In the first half of the 19th century, Hekou was planned out with broad streets and large public squares lines with shade trees, something entirely unusual in northern China at the time. It was well-protected from the floods of the Yellow River by large embankments decorated with willows whose wood was worked into rafts used for downriver trade as far as Tongguan at the southeast end of the Ordos Loop. Hekou itself manufactured blocks of soda and, connected to caravan routes running east and west, carried on a sizable trade with the Mongols on the south side of the Yellow River.

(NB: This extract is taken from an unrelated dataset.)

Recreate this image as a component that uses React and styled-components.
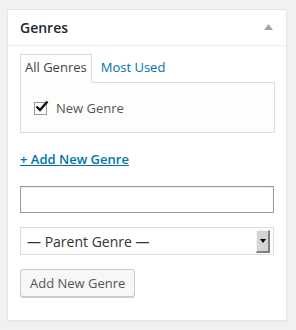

The caravans kept it well supplied, including with Russian goods, but its growth was curtailed by the proximity of the older caravan center at Hohhot.

Nonetheless, Hekou was visited by several European explorers on their way to Tibet, including Huc and Gabet (1844) and Rockhill (1891), and became well known in China and abroad as a dividing point for the Yellow River's central sections.

In 1938, during WWII, the Japanese-aligned Inner Mongolian Autonomous Government downgraded Hekou from town status to a village. (Because of its importance in relation to the Yellow River, however, it is still sometimes mistakenly referenced as a town in both Chinese and English sources.)

==Famous people==
Hekou was the hometown of Li Yuzhi (李裕智, Lǐ Yùzhì), a Mongolian Communist martyred in 1927.